Assim, a contemplação nos permite enxergar a realidade como ela é: transitória e em constante devir. Compreendemos dessa maneira o caráter efêmero dos fenômenos mundanos. Verdades que apontam o caminho para a superação do sofrimento e angústia existencial humanas, exigidas para a evolução tanto do ser em si quanto como civilização.
Já, por outro lado e trazendo um contraponto à agitação contemporânea, a contemplação ressurge no ócio como um remédio para mentes hiperativas. Recolher-se, perscrutar verdades e emoções, atender aos chamados do coração e da intuição — eis algumas formas de encontro consigo mesmo propiciadas pela contemplação no lazer.

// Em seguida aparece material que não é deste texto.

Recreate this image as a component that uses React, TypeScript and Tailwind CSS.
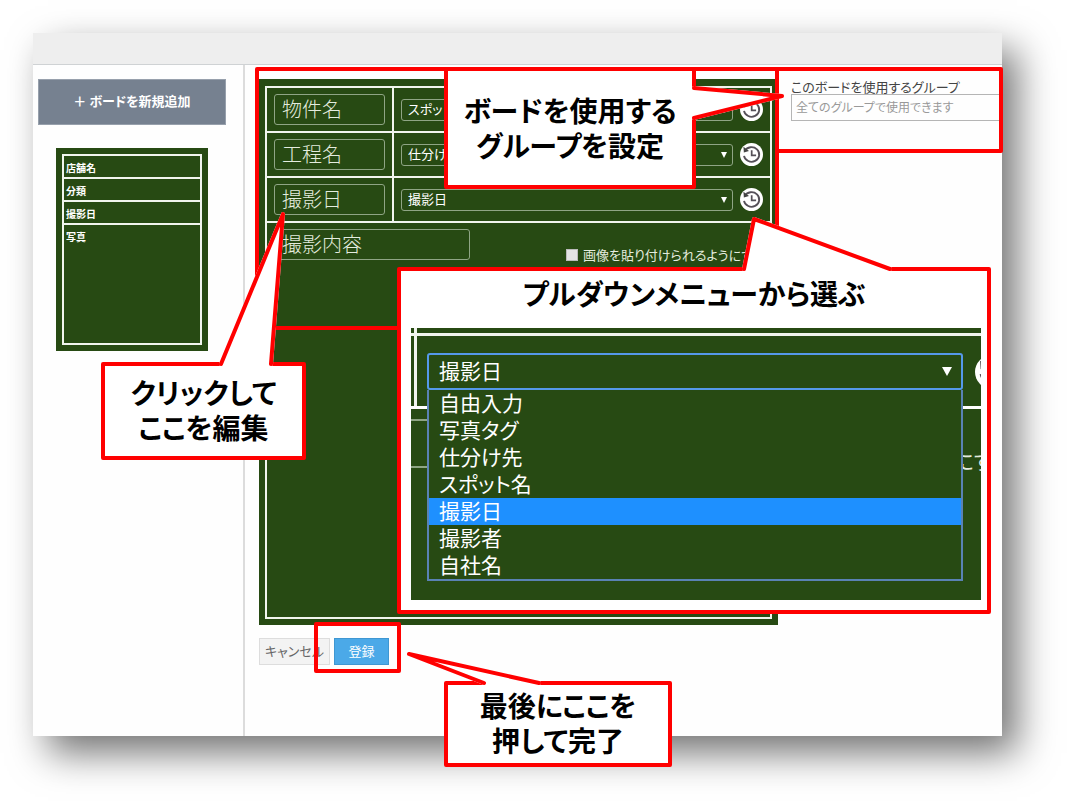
import React from "react";

const boardRows = [
  { label: "物件名", value: "スポット名" },
  { label: "工程名", value: "仕分け先" },
  { label: "撮影日", value: "撮影日" },
];

const options = ["自由入力", "写真タグ", "仕分け先", "スポット名", "撮影日", "撮影者", "自社名"];

function HistoryIcon({ className }: { className: string }) {
  return (
    <svg viewBox="0 0 24 24" className={className} aria-hidden="true">
      <circle cx="12" cy="12" r="12" fill="#fff" />
      <path d="M5 8.4A8 7.6 0 1 1 4.2 13.4" fill="none" stroke="#555058" strokeWidth="1.9" />
      <path d="M3.6 4 L4 10 L9.4 8.4 Z" fill="#444" />
      <path d="M12.2 7.6v5.4h4.6" fill="none" stroke="#555058" strokeWidth="1.8" />
    </svg>
  );
}

function TopBar() {
  return <header className="h-8 border-b border-[#cfd2d4] bg-[#eeeeee]" />;
}

function Sidebar() {
  return (
    <aside className="w-53 shrink-0 border-r-2 border-[#dcdcdc] pt-3.5 pl-[5px] pr-[17px]">
      <button className="h-[46px] w-full border border-[#97a0ac] bg-[#768190] pb-0.5 text-[13px] font-bold text-white">
        ＋ ボードを新規追加
      </button>
      <div className="mx-[18px] mt-[23px] h-[203px] bg-[#274a13] p-[6px]">
        <ul className="h-full border-2 border-[#f1f5ee] text-[10px] font-bold text-white">
          {["店舗名", "分類", "撮影日"].map((t) => (
            <li key={t} className="flex h-[23px] items-center border-b-2 border-[#f1f5ee] pt-0.5 pl-0.5">
              {t}
            </li>
          ))}
          <li className="flex h-[23px] items-center pl-0.5">写真</li>
        </ul>
      </div>
    </aside>
  );
}

function Board() {
  const field =
    "h-[31px] rounded-[3px] border border-[#8fa585] bg-transparent px-[7px] pb-0.5 text-[20px] leading-[28px] font-light text-[#e4ecdf]";
  return (
    <form className="flex min-h-[546px] flex-col bg-[#274a13] p-[6px] pt-[7px]">
      <div className="flex flex-1 flex-col border-2 border-[#f1f5ee]">
        {boardRows.map((r) => (
          <div key={r.label} className="flex h-[45px] border-b-2 border-[#f1f5ee]">
            <div className="flex w-[127px] items-center border-r-2 border-[#f1f5ee] px-[7px]">
              <input aria-label={r.label} defaultValue={r.label} className={field + " w-full"} />
            </div>
            <div className="flex flex-1 items-center gap-[7px] px-[7px]">
              <div className="grid flex-1 items-center">
                <select
                  aria-label={r.label + "の値"}
                  className="col-start-1 row-start-1 block h-[22px] w-full appearance-none rounded-[3px] border border-[#8fa585] bg-[#274a13] px-1.5 pb-0.5 text-[13px] leading-[18px] text-white"
                >
                  <option>{r.value}</option>
                </select>
                <span className="pointer-events-none col-start-1 row-start-1 mr-1.5 justify-self-end border-x-[3px] border-t-[6px] border-x-transparent border-t-white" />
              </div>
              <button type="button" aria-label="履歴" className="size-[23px]">
                <HistoryIcon className="size-full" />
              </button>
            </div>
          </div>
        ))}
        <div className="flex flex-1 items-start px-[7px] pt-[6px]">
          <input aria-label="撮影内容" defaultValue="撮影内容" className={field + " w-[196px]"} />
          <label className="mt-[18px] ml-24 flex items-center gap-[5px] text-[13px] leading-[15px] whitespace-nowrap text-[#e4ecdf]">
            <input type="checkbox" className="size-[12px] appearance-none border border-[#bbb] bg-[#e4e4e4]" />
            画像を貼り付けられるようにする
          </label>
        </div>
      </div>
    </form>
  );
}

function GroupPanel() {
  return (
    <div className="min-w-0 flex-1 pl-[13px]">
      <label htmlFor="group" className="block text-[13px] leading-[15px] whitespace-nowrap text-[#444]">
        このボードを使用するグループ
      </label>
      <input
        id="group"
        placeholder="全てのグループで使用できます"
        className="block h-[27px] w-full border border-r-0 border-[#b5b5b5] px-1 pb-0.5 text-[12px] placeholder:text-[#999999]"
      />
    </div>
  );
}

function Callout({ className, children }: { className: string; children: React.ReactNode }) {
  return (
    <div
      className={
        "absolute rounded-[2px] border-4 border-[#ff0000] bg-white text-center text-[28px] leading-[35px] font-bold text-black " +
        className
      }
    >
      {children}
    </div>
  );
}

function Tail({ className, viewBox, points }: { className: string; viewBox: string; points: string }) {
  return (
    <svg className={"absolute " + className} viewBox={viewBox} aria-hidden="true">
      <polygon points={points} fill="#fff" stroke="#fff" strokeWidth="4" strokeLinejoin="round" />
      <polyline points={points} fill="none" stroke="#ff0000" strokeWidth="4" strokeLinejoin="round" strokeLinecap="round" />
    </svg>
  );
}

function PulldownDetail() {
  return (
    <div className="relative mt-[17px] mr-[6px] ml-[10px] h-[272px] overflow-hidden bg-[#274a13] text-left text-[21px] font-normal text-white">
      <span className="absolute inset-x-0 top-[5px] h-[3px] bg-[#f1f5ee]" />
      <span className="absolute top-0 left-[3px] h-[78px] w-[3px] bg-[#f1f5ee]" />
      <span className="absolute inset-x-0 top-[78px] h-[3px] bg-white" />
      <span className="absolute top-[91px] left-0 h-[49px] w-10 border-y-2 border-[#8fa585]" />
      <span className="absolute top-[115px] right-[-12px] leading-[35px] text-[#e4ecdf]">にす</span>
      <HistoryIcon className="absolute top-[27px] right-[-28px] size-[34px]" />
      <div className="relative mr-[18px] ml-[16px] pt-[25px]">
        <div className="grid items-center">
          <select
            aria-label="項目"
            defaultValue="撮影日"
            className="col-start-1 row-start-1 block h-[37px] w-full appearance-none rounded-[3px] border-2 border-[#5599ea] bg-[#274a13] px-[10px] pb-1 leading-[30px]"
          >
            {options.map((o) => (
              <option key={o}>{o}</option>
            ))}
          </select>
          <span className="pointer-events-none col-start-1 row-start-1 mr-[11px] justify-self-end border-x-[5px] border-t-[9px] border-x-transparent border-t-white" />
        </div>
        <ul role="listbox" aria-label="項目の候補" className="border-2 border-t-0 border-[#5a82b4] bg-[#274a13]">
          {options.map((o) => (
            <li
              key={o}
              role="option"
              aria-selected={o === "撮影日"}
              className={"h-[27px] px-[10px] leading-[24px] " + (o === "撮影日" ? "bg-[#1e90ff]" : "")}
            >
              {o}
            </li>
          ))}
        </ul>
      </div>
    </div>
  );
}

export default function App() {
  return (
    <div
      lang="ja"
      className="relative min-h-screen overflow-hidden bg-white pt-[33px] pr-[65px] pb-[65px] pl-[33px] font-['Noto_Sans_CJK_JP',sans-serif] [font-feature-settings:'palt']"
    >
      <div className="bg-[#fefefe] shadow-[15px_17px_36px_rgba(0,0,0,0.55)]">
        <TopBar />
        <div className="flex min-h-[671px]">
          <Sidebar />
          <main className="flex min-w-0 flex-1 items-start pt-3.5 pl-[14px]">
            <div className="w-[519px] shrink-0">
              <Board />
              <div className="mt-[13px] flex gap-1 text-[13px]">
                <button className="h-[27px] w-[71px] border border-[#dddddd] bg-[#f3f3f3] pb-0.5 text-[#666]">
                  キャンセル
                </button>
                <button className="h-[27px] w-[55px] border border-[#3f97d2] bg-[#4ba9e8] pb-0.5 text-white">登録</button>
              </div>
            </div>
            <GroupPanel />
          </main>
        </div>
      </div>

      <div className="absolute top-[67px] left-[255px] h-[263px] w-[524px] rounded-[2px] border-4 border-[#ff0000]" />
      <div className="absolute top-[67px] left-[775px] h-[86px] w-[228px] rounded-[2px] border-4 border-[#ff0000]" />
      <div className="absolute top-[622px] left-[314px] h-[51px] w-[87px] rounded-[2px] border-4 border-[#ff0000]" />

      <Callout className="top-[67px] left-[444px] h-[122px] w-[252px] pt-[22px]">
        ボードを使用する
        <br />
        グループを設定
      </Callout>
      <Tail className="top-[80px] left-[690px] h-[46px] w-[100px]" viewBox="690 80 100 46" points="694,88 782,96 694,118" />

      <Callout className="top-[362px] left-[101px] h-[98px] w-[205px] pt-[9px]">
        クリックして
        <br />
        ここを編集
      </Callout>
      <Tail className="top-[205px] left-[210px] h-[165px] w-[80px]" viewBox="210 205 80 165" points="221,364 283,214 271,364" />

      <Callout className="top-[267px] left-[397px] h-[347px] w-[594px] pt-[5px]">
        プルダウンメニューから選ぶ
        <PulldownDetail />
      </Callout>
      <Tail className="top-[210px] left-[735px] h-[65px] w-[165px]" viewBox="735 210 165 65" points="744,269 754,219 890,269" />

      <Callout className="top-[681px] left-[444px] h-[86px] w-[228px] pt-[3px]">
        最後にここを
        <br />
        押して完了
      </Callout>
      <Tail className="top-[645px] left-[400px] h-[45px] w-[150px]" viewBox="400 645 150 45" points="484,683 409,654 539,683" />
    </div>
  );
}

Mas, desde a Revolução Industrial, principalmente, o elogio a um ócio contemplativo foi substituído por necessidade de maior produtividade. Ócio e preguiça, agora, são quase sinônimos.
O impacto do sistema econômico na valorização do ócio como fonte de mudanças
No contexto capitalista, a valorização do ócio contemplativo muitas vezes é negligenciada, relegada a um segundo plano. O sistema econômico atual, pautado pela busca incessante pelo lucro e pela eficiência, coloca o trabalho produtivo como o valor máximo, deixando pouco espaço para ações contemplativas e refletindo uma sociedade que está sempre correndo, sempre ocupada.

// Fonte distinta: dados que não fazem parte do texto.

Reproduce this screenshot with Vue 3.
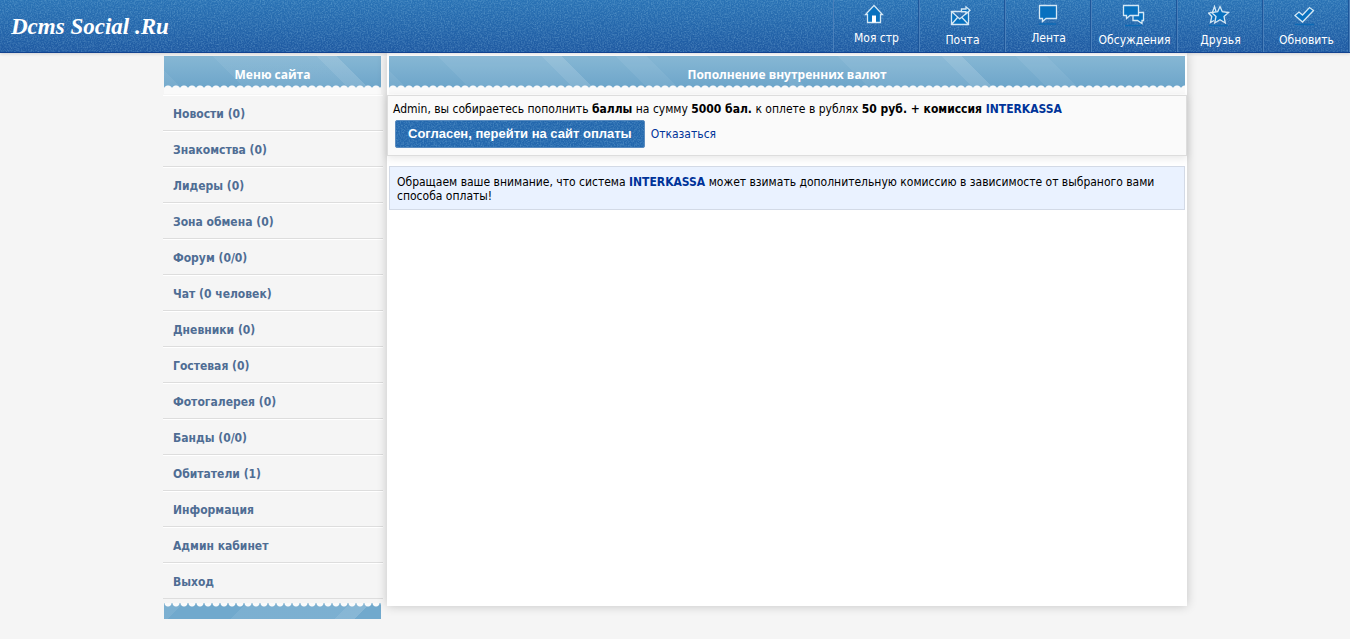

Por sua natureza predatória, em tal modelo econômico valoriza e recompensa a produtividade constante, levando às pessoas a dedicarem seu tempo e energia a atividades que gerem rendimentos. O ócio passa a ser visto como preguiça, desperdício — relegando a contemplação a um plano secundário ou aos executivos e stakeholders.
No entanto, dadas as circunstâncias, é preciso atentar para o fato de que essa visão limitada do ócio vai de encontro à própria essência humana.
A contemplação, a introspecção e a reflexão são elementos fundamentais para o desenvolvimento intelectual, emocional e espiritual das pessoas. É por meio desses momentos de quietude e serenidade que somos capazes de fazer conexões profundas com nós mesmos, compreender nossas emoções, questionar nossas convicções e expandir nossos horizontes.
As tecnologias, em particular, podem ter um papel fundamental nesse contexto. Elas são ferramentas que nos proporcionam o desenvolvimento exponencial de nossas capacidades. Todavia, devemos ter cautela e estar atentos ao modo como utilizamos essas ferramentas. O mau uso das tecnologias pode nos afastar ainda mais da contemplação, nos mantendo presos a um ciclo constante de distração e superficialidade.
Nossas redes sociais, por exemplo, podem se tornar grandes vilãs ao nos manterem imersos em um mundo de estímulos fragmentados, roubando-nos o tempo que poderíamos dedicar à reflexão profunda e ocupar o lugar de um “ócio produtivo”.
Mais tempo, mas menos ócio
A partir do avanço inexorável da Inteligência Artificial e dos processos de automação de quase tudo, têm gerado profundas mudanças comportamentais na sociedade moderna. Ao assumir funções cognitivas humanas, como criatividade e resolução de problemas complexos, a IA, principalmente, afeta nossa autopercepção e propósito existencial.
Consequentemente, práticas introspectivas e contemplativas secularmente valorizadas rareiam-se: é mais simples e mais fácil produzir por meio dessas ferramentas por conta da maior produtividade e ponto final. Não pense, produza — será a nova demanda?
Pode ser que muito disso se deve ao fato de que o ócio propiciado pela tecnologia, dada sua agilidade nas produções, sejam expressivas, como a arte ou profissionais, como peças de publicidade, frequentemente se converte em maior consumo tecnológico, fomentando um ciclo vicioso alinhado aos interesses do capitalismo de vigilância.
Em vez de práticas de contemplação, observa-se dispersão mental e dependência digital crescentes. A sabedoria advinda da introspecção é eclipsada pela dopamina liberada pelas redes projetadas justamente para promover vícios comportamentais alinhados às práticas sociais cotidianas, como se todos os outros problemas já não fossem o suficiente.
Muito embora ferramentas como as novas IA’s gerativas tenham aplicações benéficas, seu potencial para alienar os indivíduos de sua humanidade também preocupa filósofos contemporâneos. É preciso atenção para que seu uso ético aproxime, e não afaste, os seres humanos das ricas práticas contemplativas na era digital. Iniciativas para um equilíbrio, como a desconexão consciente do trabalho, são louváveis. Porém, são urgentes políticas públicas que garantam o florescimento humano integral, para além dos estreitos interesses corporativos.
É preciso resgatar os frutos de simplesmente ser, sem pressa ou agenda — a contemplação convida à serenidade, e esta, à sabedoria, tão necessárias para uma evolução humana consciente e duradoura.